On Sunday night she posted to Facebook that her daughter L was in the hospital because a horse had rolled on her. I immediately felt that horrible plunge in my belly—Oh God, Otto—followed by logic. OF COURSE it wasn’t Otto. L is just a kid, she has other kid-appropriate horses that she rides. It was probably the trusty old horse, Nugget. He probably slipped and fell in the mud and broke her leg. Bad luck. Better send Laurie a note.
Yesterday, an update: L’s pelvis is broken. She is in too much pain to sleep, even at the hospital, even with drugs. She needs full-time care. Laurie, who was already in a bad place financially, is facing down massive hospital bills and is looking for home medical supplies for after L is discharged. She will be bedridden for weeks, potentially.
I felt so terrible for Laurie. All the things she has gone through. Her own health problems and life challenges. Her difficult ex. Her problems with her neighbors and the county. She is such a survivor, and yet these things keep happening to her. It’s like she can’t catch a break.
Of course, when you spend a lot of time with horses, you take the chance of getting hurt. I think most horse people have accepted that the odds of never being in a horse-related accident are slim to none. If it wasn't this horse, this day, it would be another horse on another day. Sooner or later, your number is up.
But. Today, I got the news that I had been dreading. I really had shut the possibility out of my mind, because it was just too awful to contemplate:
“People who know us and our horses have been tentatively asking "which horse was it?" NO, it was not any of [L's] most dearly beloveds, Nugget, Jerry, and Scout. It was not any of my lesson horses. It was Otto, my high-spirited endurance horse.”
“She got him out, groomed him....he fell asleep at the hitching post...saddled him, donned the mandatory helmet (good girl!)...and had just been trotting him happily around the yard when "it" happened. Neither of us really knows what "it" was. She had gone by with a big smile saying what fun and how "noodly" he is (he IS noodly, at first....in his oh-so-Arab way he looks around at everything and goes through this little series of back-and-forth sideways spooks before he gets his focus. The first two miles of any endurance race are like that with him, then he goes to work and it's all business. Well....she was passing me for maybe the third time....went right by me...touching distance....when he suddenly seemed to plant and scramble backwards like something had startled him, losing his balance and going up at the same time.”
“She fell off backwards when he hit the vertical, still holding the reins. There was a sick moment where I saw her clearly, on the ground, her legs spread, on her back, still holding the right rein, and him teetering on his hind legs. I remember praying for him to fall away from her. Then his right hind seemed to shoot forward out from under him. It had rained earlier, and the grass and wood chips were slick. So there he teetered, then down he came with a sickening crack. I hoped the crack was the saddle, but it wasn't. He had to roll back and forth to get momentum to get back up, and that roll was back and forth across [L’s] torso and legs.”

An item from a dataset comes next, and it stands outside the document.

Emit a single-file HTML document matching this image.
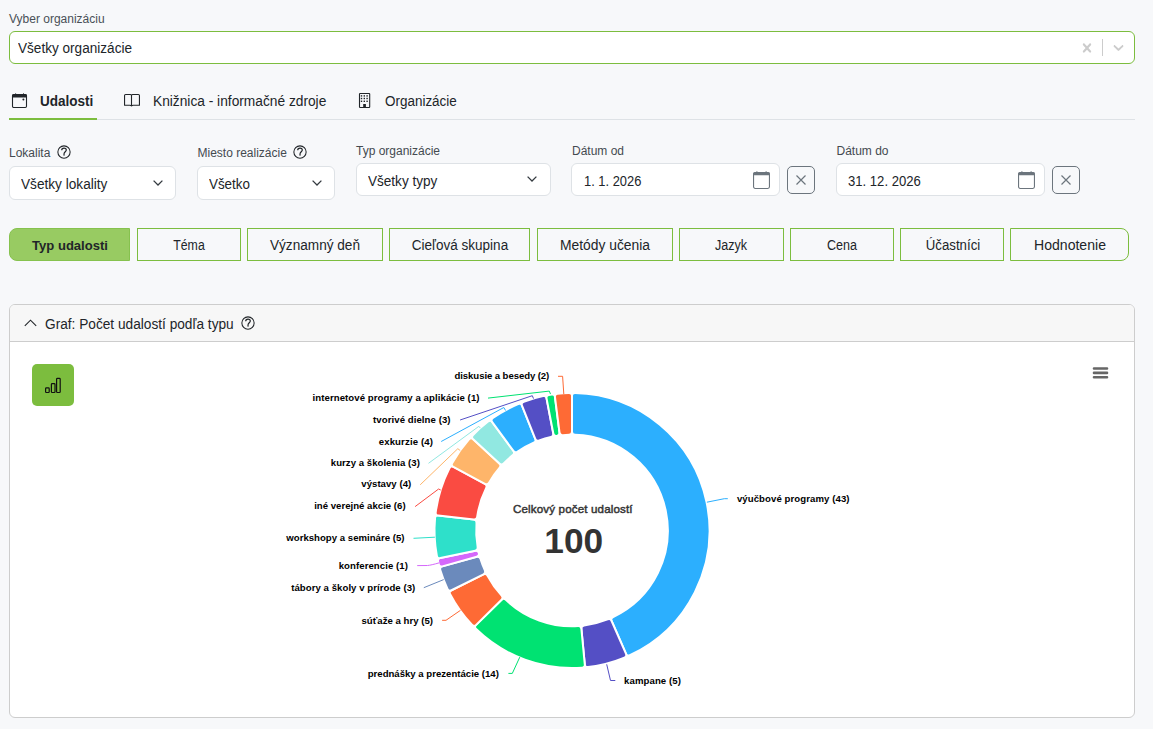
<!DOCTYPE html>
<html><head><meta charset="utf-8">
<style>
*{box-sizing:border-box;margin:0;padding:0}
html,body{width:1153px;height:729px;overflow:hidden;background:#f7f8fa;font-family:"Liberation Sans",sans-serif;color:#212529}
.a{position:absolute;white-space:nowrap;line-height:1}
.box{position:absolute;background:#fff;border:1px solid #dee2e6;border-radius:6px}
.lbl{font-size:12px;color:#444a50}
.val{font-size:13.6px;color:#212529}
.btn{position:absolute;top:228px;height:33px;border:1px solid #7cbd3e;background:transparent;color:#212529;text-align:center;white-space:nowrap}
.xb{position:absolute;top:166px;width:28px;height:28px;border:1.5px solid #6c757d;border-radius:5px}
svg{position:absolute;overflow:visible}
</style></head><body>

<!-- org select -->
<div class="a lbl" style="left:9px;top:13px;font-size:12px;color:#495057">Vyber organizáciu</div>
<div class="box" style="left:9px;top:31px;width:1126px;height:33px;border-color:#7cbd3e;border-radius:6px"></div>
<div class="a" style="left:18.00px;top:41px;font-size:14px;color:#212529;transform:scaleX(0.9702);transform-origin:0 0">Všetky organizácie</div>
<svg style="left:1078px;top:39px" width="18" height="18" viewBox="0 0 20 20"><path fill="#ccc" d="M14.348 14.849c-0.469 0.469-1.229 0.469-1.697 0l-2.651-3.030-2.651 3.029c-0.469 0.469-1.229 0.469-1.697 0-0.469-0.469-0.469-1.229 0-1.697l2.758-3.15-2.759-3.152c-0.469-0.469-0.469-1.228 0-1.697s1.228-0.469 1.697 0l2.652 3.031 2.651-3.031c0.469-0.469 1.228-0.469 1.697 0s0.469 1.229 0 1.697l-2.758 3.152 2.758 3.15c0.469 0.469 0.469 1.229 0 1.698z"/></svg>
<div style="position:absolute;left:1102px;top:39px;width:1px;height:17px;background:#ccc"></div>
<svg style="left:1110px;top:39px" width="17" height="17" viewBox="0 0 20 20"><path fill="#ccc" d="M4.516 7.548c0.436-0.446 1.043-0.481 1.576 0l3.908 3.747 3.908-3.747c0.533-0.481 1.141-0.446 1.574 0 0.436 0.445 0.408 1.197 0 1.615-0.406 0.418-4.695 4.502-4.695 4.502-0.217 0.223-0.502 0.335-0.787 0.335s-0.57-0.112-0.789-0.335c0 0-4.287-4.084-4.695-4.502s-0.436-1.17 0-1.615z"/></svg>

<!-- tabs -->
<svg style="left:12px;top:93px" width="15" height="15" viewBox="0 0 15 15"><rect x="0.5" y="1.5" width="14" height="13" rx="1.2" fill="none" stroke="#212529" stroke-width="1.1"/><rect x="0.3" y="1.2" width="14.4" height="3.2" rx="0.8" fill="#212529"/><rect x="3.2" y="0.3" width="0.9" height="1.2" fill="#212529"/><rect x="11" y="0.3" width="0.9" height="1.2" fill="#212529"/><circle cx="11.4" cy="6.5" r="1" fill="#212529"/></svg>
<div class="a" style="left:40.00px;top:94px;font-size:14px;font-weight:bold;color:#212529;transform:scaleX(0.9651);transform-origin:0 0">Udalosti</div>
<svg style="left:124px;top:94px" width="16" height="12.5" viewBox="0 0 16 12.5"><path d="M0.55 11.3V1.6Q0.55 0.55 1.6 0.55H6.4Q7.1 0.55 7.5 1.2Q7.9 0.55 8.6 0.55H14.4Q15.45 0.55 15.45 1.6V11.3H9.2Q8 11.3 7.5 11.8Q7 11.3 5.8 11.3Z M7.5 1.2V11.6" fill="none" stroke="#212529" stroke-width="1.1" stroke-linejoin="round"/></svg>
<div class="a" style="left:152.80px;top:94px;font-size:14px;color:#212529;transform:scaleX(0.9811);transform-origin:0 0">Knižnica - informačné zdroje</div>
<svg style="left:359px;top:93px" width="11" height="15" viewBox="0 0 11 15"><rect x="0.5" y="0.5" width="10.2" height="14" rx="0.6" fill="none" stroke="#212529" stroke-width="1.1"/><g fill="#212529"><rect x="1.80" y="2.20" width="1.4" height="1.4"/><rect x="4.60" y="2.20" width="1.4" height="1.4"/><rect x="7.40" y="2.20" width="1.4" height="1.4"/><rect x="1.80" y="4.80" width="1.4" height="1.4"/><rect x="4.60" y="4.80" width="1.4" height="1.4"/><rect x="7.40" y="4.80" width="1.4" height="1.4"/><rect x="1.80" y="7.60" width="1.4" height="1.4"/><rect x="4.60" y="7.60" width="1.4" height="1.4"/><rect x="7.40" y="7.60" width="1.4" height="1.4"/><rect x="4.2" y="11" width="2.7" height="3.8"/></g></svg>
<div class="a" style="left:384.90px;top:94px;font-size:14px;color:#212529;transform:scaleX(0.9611);transform-origin:0 0">Organizácie</div>
<div style="position:absolute;left:9px;top:119px;width:1126px;height:1px;background:#dee2e6"></div>
<div style="position:absolute;left:9px;top:118px;width:88px;height:2px;background:#7cbd3e"></div>

<!-- filters -->
<div class="a lbl" style="left:9px;top:147px">Lokalita</div>
<svg style="left:57px;top:145px" width="14" height="14" viewBox="0 0 14 14"><circle cx="7" cy="7" r="6.15" fill="none" stroke="#212529" stroke-width="1.05"/><path d="M4.7 5.2C4.7 3.8 5.6 3.1 7 3.1C8.4 3.1 9.3 3.9 9.3 5C9.3 6.6 7.4 6.8 7.1 8.5L6.95 10.6" fill="none" stroke="#212529" stroke-width="1.2"/></svg>
<div class="box" style="left:9px;top:166px;width:167px;height:34px"></div>
<div class="a" style="left:20.50px;top:177px;font-size:14px;color:#212529;transform:scaleX(0.9742);transform-origin:0 0">Všetky lokality</div>
<svg style="left:153px;top:180px" width="10" height="6" viewBox="0 0 10 6"><path d="M0.6 0.6L5 5L9.4 0.6" fill="none" stroke="#343a40" stroke-width="1.3"/></svg>

<div class="a lbl" style="left:197.5px;top:147px">Miesto realizácie</div>
<svg style="left:293px;top:145px" width="14" height="14" viewBox="0 0 14 14"><circle cx="7" cy="7" r="6.15" fill="none" stroke="#212529" stroke-width="1.05"/><path d="M4.7 5.2C4.7 3.8 5.6 3.1 7 3.1C8.4 3.1 9.3 3.9 9.3 5C9.3 6.6 7.4 6.8 7.1 8.5L6.95 10.6" fill="none" stroke="#212529" stroke-width="1.2"/></svg>
<div class="box" style="left:197px;top:166px;width:138px;height:34px"></div>
<div class="a" style="left:208.60px;top:177px;font-size:14px;color:#212529;transform:scaleX(0.9557);transform-origin:0 0">Všetko</div>
<svg style="left:312px;top:180px" width="10" height="6" viewBox="0 0 10 6"><path d="M0.6 0.6L5 5L9.4 0.6" fill="none" stroke="#343a40" stroke-width="1.3"/></svg>

<div class="a lbl" style="left:356px;top:145px">Typ organizácie</div>
<div class="box" style="left:356px;top:163px;width:195px;height:33px"></div>
<div class="a" style="left:367.60px;top:174px;font-size:14px;color:#212529;transform:scaleX(0.9681);transform-origin:0 0">Všetky typy</div>
<svg style="left:527px;top:176px" width="10" height="6" viewBox="0 0 10 6"><path d="M0.6 0.6L5 5L9.4 0.6" fill="none" stroke="#343a40" stroke-width="1.3"/></svg>

<div class="a lbl" style="left:572px;top:145px">Dátum od</div>
<div class="box" style="left:571px;top:163px;width:209px;height:33px"></div>
<div class="a" style="left:584.00px;top:174px;font-size:14px;color:#212529;transform:scaleX(0.9202);transform-origin:0 0">1. 1. 2026</div>
<svg style="left:753px;top:171px" width="17" height="18" viewBox="0 0 17 18"><rect x="0.55" y="1.55" width="15.9" height="15.9" rx="1.6" fill="none" stroke="#6c757d" stroke-width="1.1"/><rect x="0.3" y="1.2" width="16.4" height="3" rx="1" fill="#6c757d"/><rect x="3.4" y="0.2" width="1" height="1.3" fill="#6c757d"/><rect x="12.6" y="0.2" width="1" height="1.3" fill="#6c757d"/></svg>
<div class="xb" style="left:787px"></div>
<svg style="left:796px;top:175px" width="10" height="10" viewBox="0 0 10 10"><path d="M0.5 0.5L9.5 9.5M9.5 0.5L0.5 9.5" stroke="#6c757d" stroke-width="1.2"/></svg>

<div class="a lbl" style="left:836.5px;top:145px">Dátum do</div>
<div class="box" style="left:836px;top:163px;width:209px;height:33px"></div>
<div class="a" style="left:847.90px;top:174px;font-size:14px;color:#212529;transform:scaleX(0.9351);transform-origin:0 0">31. 12. 2026</div>
<svg style="left:1018px;top:171px" width="17" height="18" viewBox="0 0 17 18"><rect x="0.55" y="1.55" width="15.9" height="15.9" rx="1.6" fill="none" stroke="#6c757d" stroke-width="1.1"/><rect x="0.3" y="1.2" width="16.4" height="3" rx="1" fill="#6c757d"/><rect x="3.4" y="0.2" width="1" height="1.3" fill="#6c757d"/><rect x="12.6" y="0.2" width="1" height="1.3" fill="#6c757d"/></svg>
<div class="xb" style="left:1052px"></div>
<svg style="left:1061px;top:175px" width="10" height="10" viewBox="0 0 10 10"><path d="M0.5 0.5L9.5 9.5M9.5 0.5L0.5 9.5" stroke="#6c757d" stroke-width="1.2"/></svg>

<!-- button group -->
<div class="btn" style="left:9px;width:121px;background:#98cb62;border-color:#86c24e;border-radius:8px 0 0 8px"><span style="position:absolute;left:-40.20px;width:200px;top:10px;line-height:1;font-size:13.5px;font-weight:bold;transform:scaleX(0.9656)">Typ udalosti</span></div>
<div class="btn" style="left:137px;width:104px"><span style="position:absolute;left:-49.25px;width:200px;top:9px;line-height:1;font-size:14px;transform:scaleX(0.8799)">Téma</span></div>
<div class="btn" style="left:247px;width:136px"><span style="position:absolute;left:-33.00px;width:200px;top:9px;line-height:1;font-size:14px;transform:scaleX(0.9718)">Významný deň</span></div>
<div class="btn" style="left:389px;width:141px"><span style="position:absolute;left:-30.45px;width:200px;top:9px;line-height:1;font-size:14px;transform:scaleX(0.9647)">Cieľová skupina</span></div>
<div class="btn" style="left:537px;width:136px"><span style="position:absolute;left:-33.05px;width:200px;top:9px;line-height:1;font-size:14px;transform:scaleX(0.9893)">Metódy učenia</span></div>
<div class="btn" style="left:679px;width:105px"><span style="position:absolute;left:-48.75px;width:200px;top:9px;line-height:1;font-size:14px;transform:scaleX(0.8963)">Jazyk</span></div>
<div class="btn" style="left:790px;width:104px"><span style="position:absolute;left:-49.40px;width:200px;top:9px;line-height:1;font-size:14px;transform:scaleX(0.8962)">Cena</span></div>
<div class="btn" style="left:900px;width:104px"><span style="position:absolute;left:-48.50px;width:200px;top:9px;line-height:1;font-size:14px;transform:scaleX(0.9450)">Účastníci</span></div>
<div class="btn" style="left:1010px;width:119px;border-radius:0 8px 8px 0"><span style="position:absolute;left:-41.25px;width:200px;top:9px;line-height:1;font-size:14px;transform:scaleX(1.0040)">Hodnotenie</span></div>

<!-- card -->
<div style="position:absolute;left:9px;top:304px;width:1126px;height:414px;background:#fff;border:1px solid #cdcdcd;border-radius:6px;overflow:hidden">
  <div style="position:absolute;left:0;top:0;width:100%;height:37px;background:#f7f7f7;border-bottom:1px solid #cdcdcd"></div>
</div>
<svg style="left:24px;top:319px" width="13" height="8" viewBox="0 0 13 8"><path d="M0.8 6.8L6.5 1.2L12.2 6.8" fill="none" stroke="#212529" stroke-width="1.1"/></svg>
<div class="a" style="left:44.90px;top:317px;font-size:14px;color:#212529;transform:scaleX(0.9767);transform-origin:0 0">Graf: Počet udalostí podľa typu</div>
<svg style="left:241px;top:316px" width="14" height="14" viewBox="0 0 14 14"><circle cx="7" cy="7" r="6.15" fill="none" stroke="#212529" stroke-width="1.05"/><path d="M4.7 5.2C4.7 3.8 5.6 3.1 7 3.1C8.4 3.1 9.3 3.9 9.3 5C9.3 6.6 7.4 6.8 7.1 8.5L6.95 10.6" fill="none" stroke="#212529" stroke-width="1.2"/></svg>

<div style="position:absolute;left:32px;top:364px;width:42px;height:42px;background:#7cbd3e;border-radius:5px"></div>
<svg style="left:44px;top:377px" width="18" height="17" viewBox="0 0 18 17"><g fill="none" stroke="#111" stroke-width="1.2"><rect x="1.6" y="10.9" width="3.6" height="4.6" rx="0.8"/><rect x="7.4" y="6.6" width="3.6" height="8.9" rx="0.8"/><rect x="12.6" y="1.4" width="3.6" height="14.1" rx="0.8"/></g></svg>

<svg style="left:1092px;top:366px" width="17" height="14" viewBox="0 0 17 14"><g stroke="#666" stroke-width="2.6" stroke-linecap="round"><path d="M2 2.5H15M2 6.9H15M2 11.2H15"/></g></svg>

<svg style="left:0;top:0" width="1153" height="729" viewBox="0 0 1153 729">
<path d="M575.00 393.03 A137.50 137.50 0 0 1 629.86 655.23 Q627.13 656.46 625.93 653.72 L611.61 621.01 Q610.41 618.26 613.14 617.02 A95.80 95.80 0 0 0 575.00 434.75 Q572.00 434.70 572.00 431.70 L572.00 396.00 Q572.00 393.00 575.00 393.03 Z" fill="#2caffe" stroke="#fff" stroke-width="2" stroke-linejoin="round"/>
<path d="M624.37 657.64 A137.50 137.50 0 0 1 588.05 667.06 Q585.07 667.38 584.79 664.39 L581.39 628.85 Q581.11 625.87 584.09 625.53 A95.80 95.80 0 0 0 607.64 619.42 Q610.41 618.26 611.61 621.01 L625.93 653.72 Q627.13 656.46 624.37 657.64 Z" fill="#544fc5" stroke="#fff" stroke-width="2" stroke-linejoin="round"/>
<path d="M582.08 667.63 A137.50 137.50 0 0 1 476.13 629.07 Q474.00 626.95 476.14 624.85 L501.59 599.81 Q503.72 597.70 505.86 599.81 A95.80 95.80 0 0 0 578.12 626.10 Q581.11 625.87 581.39 628.85 L584.79 664.39 Q585.07 667.38 582.08 667.63 Z" fill="#00e272" stroke="#fff" stroke-width="2" stroke-linejoin="round"/>
<path d="M471.92 624.79 A137.50 137.50 0 0 1 450.16 594.23 Q448.80 591.56 451.49 590.23 L483.48 574.37 Q486.16 573.04 487.54 575.71 A95.80 95.80 0 0 0 501.65 595.53 Q503.72 597.70 501.59 599.81 L476.14 624.85 Q474.00 626.95 471.92 624.79 Z" fill="#fe6a35" stroke="#fff" stroke-width="2" stroke-linejoin="round"/>
<path d="M447.50 588.86 A137.50 137.50 0 0 1 440.30 570.02 Q439.47 567.14 442.36 566.34 L476.77 556.83 Q479.66 556.03 480.51 558.91 A95.80 95.80 0 0 0 484.87 570.33 Q486.16 573.04 483.48 574.37 L451.49 590.23 Q448.80 591.56 447.50 588.86 Z" fill="#6b8abc" stroke="#fff" stroke-width="2" stroke-linejoin="round"/>
<path d="M438.70 564.24 A137.50 137.50 0 0 1 438.06 561.59 Q437.41 558.66 440.35 558.05 L475.29 550.73 Q478.23 550.12 478.89 553.05 A95.80 95.80 0 0 0 478.91 553.12 Q479.66 556.03 476.77 556.83 L442.36 566.34 Q439.47 567.14 438.70 564.24 Z" fill="#d568fb" stroke="#fff" stroke-width="2" stroke-linejoin="round"/>
<path d="M436.83 555.72 A137.50 137.50 0 0 1 435.05 518.24 Q435.35 515.26 438.33 515.59 L473.81 519.55 Q476.79 519.88 476.50 522.87 A95.80 95.80 0 0 0 477.66 547.17 Q478.23 550.12 475.29 550.73 L440.35 558.05 Q437.41 558.66 436.83 555.72 Z" fill="#2ee0ca" stroke="#fff" stroke-width="2" stroke-linejoin="round"/>
<path d="M435.71 512.28 A137.50 137.50 0 0 1 449.41 468.22 Q450.80 465.56 453.44 466.98 L484.91 483.84 Q487.56 485.26 486.18 487.92 A95.80 95.80 0 0 0 477.17 516.91 Q476.79 519.88 473.81 519.55 L438.33 515.59 Q435.35 515.26 435.71 512.28 Z" fill="#fa4b42" stroke="#fff" stroke-width="2" stroke-linejoin="round"/>
<path d="M452.25 462.93 A137.50 137.50 0 0 1 468.98 439.43 Q470.99 437.20 473.20 439.24 L499.42 463.46 Q501.63 465.50 499.63 467.73 A95.80 95.80 0 0 0 489.01 482.63 Q487.56 485.26 484.91 483.84 L453.44 466.98 Q450.80 465.56 452.25 462.93 Z" fill="#feb56a" stroke="#fff" stroke-width="2" stroke-linejoin="round"/>
<path d="M473.05 435.02 A137.50 137.50 0 0 1 488.08 421.58 Q490.48 419.78 492.25 422.19 L513.42 450.94 Q515.20 453.36 512.81 455.17 A95.80 95.80 0 0 0 503.70 463.33 Q501.63 465.50 499.42 463.46 L473.20 439.24 Q470.99 437.20 473.05 435.02 Z" fill="#91e8e1" stroke="#fff" stroke-width="2" stroke-linejoin="round"/>
<path d="M492.91 418.02 A137.50 137.50 0 0 1 518.12 403.99 Q520.90 402.85 522.01 405.63 L535.28 438.78 Q536.39 441.56 533.63 442.72 A95.80 95.80 0 0 0 517.64 451.61 Q515.20 453.36 513.42 450.94 L492.25 422.19 Q490.48 419.78 492.91 418.02 Z" fill="#2caffe" stroke="#fff" stroke-width="2" stroke-linejoin="round"/>
<path d="M523.69 401.76 A137.50 137.50 0 0 1 543.04 396.08 Q545.98 395.48 546.55 398.43 L553.30 433.49 Q553.87 436.43 550.93 437.05 A95.80 95.80 0 0 0 539.20 440.49 Q536.39 441.56 535.28 438.78 L522.01 405.63 Q520.90 402.85 523.69 401.76 Z" fill="#544fc5" stroke="#fff" stroke-width="2" stroke-linejoin="round"/>
<path d="M548.93 394.95 A137.50 137.50 0 0 1 551.62 394.52 Q554.59 394.11 554.97 397.08 L559.49 432.49 Q559.87 435.47 556.90 435.90 A95.80 95.80 0 0 0 556.82 435.91 Q553.87 436.43 553.30 433.49 L546.55 398.43 Q545.98 395.48 548.93 394.95 Z" fill="#00e272" stroke="#fff" stroke-width="2" stroke-linejoin="round"/>
<path d="M557.57 393.76 A137.50 137.50 0 0 1 569.00 393.03 Q572.00 393.00 572.00 396.00 L572.00 431.70 Q572.00 434.70 569.00 434.75 A95.80 95.80 0 0 0 562.85 435.14 Q559.87 435.47 559.49 432.49 L554.97 397.08 Q554.59 394.11 557.57 393.76 Z" fill="#fe6a35" stroke="#fff" stroke-width="2" stroke-linejoin="round"/>
<path d="M727.8 498.7 L724.3 498.7 L706.9 502.2" fill="none" stroke="#2caffe" stroke-width="1"/>
<path d="M615.3 680.5 L610.5 680.5 L606.7 664.3" fill="none" stroke="#544fc5" stroke-width="1"/>
<path d="M508.4 673.4 L512.3 673.4 L519.8 657.1" fill="none" stroke="#00e272" stroke-width="1"/>
<path d="M442.1 620.3 L446.0 620.3 L460.5 610.3" fill="none" stroke="#fe6a35" stroke-width="1"/>
<path d="M423.8 587.7 L443.7 579.6" fill="none" stroke="#6b8abc" stroke-width="1"/>
<path d="M417.2 565.6L427.5 565.5Q431 565.2 439.3 562.8" fill="none" stroke="#d568fb" stroke-width="1"/>
<path d="M413.5 538.3 L434.9 537.2" fill="none" stroke="#2ee0ca" stroke-width="1"/>
<path d="M415.1 506.6 L438.6 489.0 L440.7 490.0" fill="none" stroke="#fa4b42" stroke-width="1"/>
<path d="M420.2 484.8 L457.8 448.7 L460.2 450.5" fill="none" stroke="#feb56a" stroke-width="1"/>
<path d="M428.5 463.3 L478.9 426.3 L480.3 428.1" fill="none" stroke="#91e8e1" stroke-width="1"/>
<path d="M441.2 441.5 L503.8 407.5 L505.6 410.5" fill="none" stroke="#2caffe" stroke-width="1"/>
<path d="M460.1 420.0 L532.3 395.7 L533.5 398.6" fill="none" stroke="#544fc5" stroke-width="1"/>
<path d="M488.0 398.1 L549.3 391.1 L550.5 394.1" fill="none" stroke="#00e272" stroke-width="1"/>
<path d="M558.0 376.3 L562.6 376.3 L563.8 394.1" fill="none" stroke="#fe6a35" stroke-width="1"/>
<text x="736.9" y="502.2" text-anchor="start" font-family="Liberation Sans" font-weight="bold" font-size="9.6" fill="#000" textLength="112.6" lengthAdjust="spacing">výučbové programy (43)</text>
<text x="624.1" y="683.9" text-anchor="start" font-family="Liberation Sans" font-weight="bold" font-size="9.6" fill="#000" textLength="56.8" lengthAdjust="spacing">kampane (5)</text>
<text x="498.9" y="677.0" text-anchor="end" font-family="Liberation Sans" font-weight="bold" font-size="9.6" fill="#000" textLength="131.2" lengthAdjust="spacing">prednášky a prezentácie (14)</text>
<text x="433.0" y="623.9" text-anchor="end" font-family="Liberation Sans" font-weight="bold" font-size="9.6" fill="#000" textLength="71.6" lengthAdjust="spacing">súťaže a hry (5)</text>
<text x="415.3" y="590.6" text-anchor="end" font-family="Liberation Sans" font-weight="bold" font-size="9.6" fill="#000" textLength="124.1" lengthAdjust="spacing">tábory a školy v prírode (3)</text>
<text x="407.9" y="569.0" text-anchor="end" font-family="Liberation Sans" font-weight="bold" font-size="9.6" fill="#000" textLength="69.2" lengthAdjust="spacing">konferencie (1)</text>
<text x="404.5" y="540.9" text-anchor="end" font-family="Liberation Sans" font-weight="bold" font-size="9.6" fill="#000" textLength="118.2" lengthAdjust="spacing">workshopy a semináre (5)</text>
<text x="405.6" y="509.1" text-anchor="end" font-family="Liberation Sans" font-weight="bold" font-size="9.6" fill="#000" textLength="91.4" lengthAdjust="spacing">iné verejné akcie (6)</text>
<text x="411.2" y="487.2" text-anchor="end" font-family="Liberation Sans" font-weight="bold" font-size="9.6" fill="#000" textLength="49.9" lengthAdjust="spacing">výstavy (4)</text>
<text x="419.9" y="465.8" text-anchor="end" font-family="Liberation Sans" font-weight="bold" font-size="9.6" fill="#000" textLength="89.1" lengthAdjust="spacing">kurzy a školenia (3)</text>
<text x="433.0" y="444.6" text-anchor="end" font-family="Liberation Sans" font-weight="bold" font-size="9.6" fill="#000" textLength="54.3" lengthAdjust="spacing">exkurzie (4)</text>
<text x="450.5" y="422.8" text-anchor="end" font-family="Liberation Sans" font-weight="bold" font-size="9.6" fill="#000" textLength="77.4" lengthAdjust="spacing">tvorivé dielne (3)</text>
<text x="479.5" y="400.9" text-anchor="end" font-family="Liberation Sans" font-weight="bold" font-size="9.6" fill="#000" textLength="167.0" lengthAdjust="spacing">internetové programy a aplikácie (1)</text>
<text x="549.3" y="379.3" text-anchor="end" font-family="Liberation Sans" font-weight="bold" font-size="9.6" fill="#000" textLength="94.8" lengthAdjust="spacing">diskusie a besedy (2)</text>
<text x="572.8" y="513" text-anchor="middle" font-family="Liberation Sans" font-size="11.6" fill="#333" stroke="#333" stroke-width="0.45" textLength="119.6" lengthAdjust="spacing">Celkový počet udalostí</text>
<text x="573.8" y="553.3" text-anchor="middle" font-family="Liberation Sans" font-weight="bold" font-size="35.3" fill="#333">100</text>
</svg>

</body></html>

Of course I feel guilty. But it is more than that. Emotions are funny things. My decision to give Otto up has been validated yet again. He was always unpredictable and unstable. He certainly did buck and rear when he was upset. Everything was a potential trigger. This "accident" was classic Otto behavior taken to its inevitable conclusion.
Foremost in my mind: It could have been me. If I hadn’t given Otto up, it could have been me in that hospital bed. Me in that pain. Me with the financial burden. Me with the nightmares.
Second-foremost: I sold Laurie this horse. Yes, she knew what he was like and why I was selling him, but I still feel sick to think that Laurie wrote me a check a few years ago… only to take on this burden.
I feel like I sold her a loaded gun. Yes, she was aware that it was a gun and that it was loaded, but I don't feel like her foreknowledge really absolves me. The safest choice—the most ethical choice, the most socially responsible, love-thy-neighbor, no-man-is-an-island choice—would have been to keep the weapon locked away... or to destroy it.
Because the alternative is to trade it for lucre and live with the consequences.